I dipped into my home gym this weekend, both for a drop-in WOD and to do the InBody scan before the holidays really land. For about 7 weeks, I’d been experimenting with an intermittent fasting routine that I’d read about in The Obesity Code–a MWF “don’t eat until noon” routine, so six hour eating windows on those days. The rest of the days, deep intentionality about making my calories’ daily intake. I did fairly well, keeping track. I noted some familiarity of energy-deprivation, satisfaction, at “what i must be losing” with such a routine. I found myself weighing in on the downstairs scale, to confirm the habitual weight-loss accounting.
The InBody showed the lowest BMR (basal metabolic rate) I’ve ever had. Yes, I was down in total weight, but muscle was also down. The fasting routine was lowering my body’s rate of metabolism. Though I know I need to eat more and aim for good fats, proteins, lower carb and no added sugar, I had inadvertently slipped into a calorie-reduction mode, frustrated I wasn’t reaching the lower body weight I had in mind. I was back into the habits of “refrain and reduction of calories” means fitness, when all I succeeded in was lowering my body’s metabolism.

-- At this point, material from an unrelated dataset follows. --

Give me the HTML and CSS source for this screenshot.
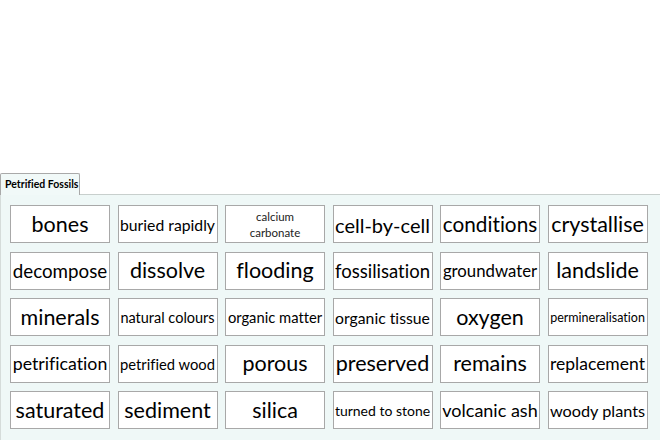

This week, I’ve relinquished that “reduction” mindset, and stayed precisely on-plan, with the calorie amount recommended by my FatSecret app. It’s a lot of food, when you come right down to it, but there is also an abundance mindset that comes with it. A freedom to eat, and eat more. Each day has had less than 50g net carbs, sometimes even less than 30. I’ve not worried as much about fats and protein ratios, trusting them to sort themselves out while I restart my BMR climbing again. And I'm remembering the fitness freedom I've known before. It feels easy to not crave or desire old-habit foods.
All this may seem overly technical and even exhausting for those who don’t want to think so much about nutrition and body-fueling. I think my take-aways are pretty straightforward, signals for me once again…
- Stay off the f**king scale, even when it seems like it could tell you something. It’s too hard to see the numbers–either high or low–and have any clue to what’s actually going on. Standing on the scale leads to old habits.
- Love the abundance of food you get to eat in this way of being, more than gaming the dance with carbs or finding the least amount possible, which won’t really assist fitness anyway, in the end.
- Focus my fitness energies with other movement-goals, pursuits...
In the end, trust that staying off the scale, focusing on abundance of clean foods, and enjoying the movement like I do each week is enough. Focus on other fitness goals, like shoulder mobility and core-strength development, persistence.
Do that? Become more fit.
Good enough. Not only that. Just plain GOOD.